Aim ▸ Write out the full listing again, exactly as it stands.
>>
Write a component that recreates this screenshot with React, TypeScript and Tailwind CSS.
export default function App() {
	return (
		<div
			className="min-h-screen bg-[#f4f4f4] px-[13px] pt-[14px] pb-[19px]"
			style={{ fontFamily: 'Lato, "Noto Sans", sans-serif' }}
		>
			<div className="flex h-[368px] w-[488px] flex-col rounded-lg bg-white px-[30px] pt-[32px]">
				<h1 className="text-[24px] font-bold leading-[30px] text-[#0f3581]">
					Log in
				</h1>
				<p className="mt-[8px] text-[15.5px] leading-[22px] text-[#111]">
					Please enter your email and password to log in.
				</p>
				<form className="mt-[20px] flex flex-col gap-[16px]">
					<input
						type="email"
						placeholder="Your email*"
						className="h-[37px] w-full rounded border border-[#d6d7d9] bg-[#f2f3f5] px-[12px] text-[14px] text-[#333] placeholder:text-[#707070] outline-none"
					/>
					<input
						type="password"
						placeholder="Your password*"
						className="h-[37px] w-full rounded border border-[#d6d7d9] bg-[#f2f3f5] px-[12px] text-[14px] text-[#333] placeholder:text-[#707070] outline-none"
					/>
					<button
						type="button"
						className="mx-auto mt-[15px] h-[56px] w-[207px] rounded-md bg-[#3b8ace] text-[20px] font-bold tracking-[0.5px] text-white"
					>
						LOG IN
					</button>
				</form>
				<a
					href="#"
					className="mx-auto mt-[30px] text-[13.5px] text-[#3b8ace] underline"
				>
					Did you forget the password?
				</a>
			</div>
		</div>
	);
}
<<
Task answer ▸
Write a component that recreates this screenshot with React, TypeScript and Tailwind CSS.
export default function App() {
	return (
		<div
			className="min-h-screen bg-[#f4f4f4] px-[13px] pt-[14px] pb-[19px]"
			style={{ fontFamily: 'Lato, "Noto Sans", sans-serif' }}
		>
			<div className="flex h-[368px] w-[488px] flex-col rounded-lg bg-white px-[30px] pt-[32px]">
				<h1 className="text-[24px] font-bold leading-[30px] text-[#0f3581]">
					Log in
				</h1>
				<p className="mt-[8px] text-[15.5px] leading-[22px] text-[#111]">
					Please enter your email and password to log in.
				</p>
				<form className="mt-[20px] flex flex-col gap-[16px]">
					<input
						type="email"
						placeholder="Your email*"
						className="h-[37px] w-full rounded border border-[#d6d7d9] bg-[#f2f3f5] px-[12px] text-[14px] text-[#333] placeholder:text-[#707070] outline-none"
					/>
					<input
						type="password"
						placeholder="Your password*"
						className="h-[37px] w-full rounded border border-[#d6d7d9] bg-[#f2f3f5] px-[12px] text-[14px] text-[#333] placeholder:text-[#707070] outline-none"
					/>
					<button
						type="button"
						className="mx-auto mt-[15px] h-[56px] w-[207px] rounded-md bg-[#3b8ace] text-[20px] font-bold tracking-[0.5px] text-white"
					>
						LOG IN
					</button>
				</form>
				<a
					href="#"
					className="mx-auto mt-[30px] text-[13.5px] text-[#3b8ace] underline"
				>
					Did you forget the password?
				</a>
			</div>
		</div>
	);
}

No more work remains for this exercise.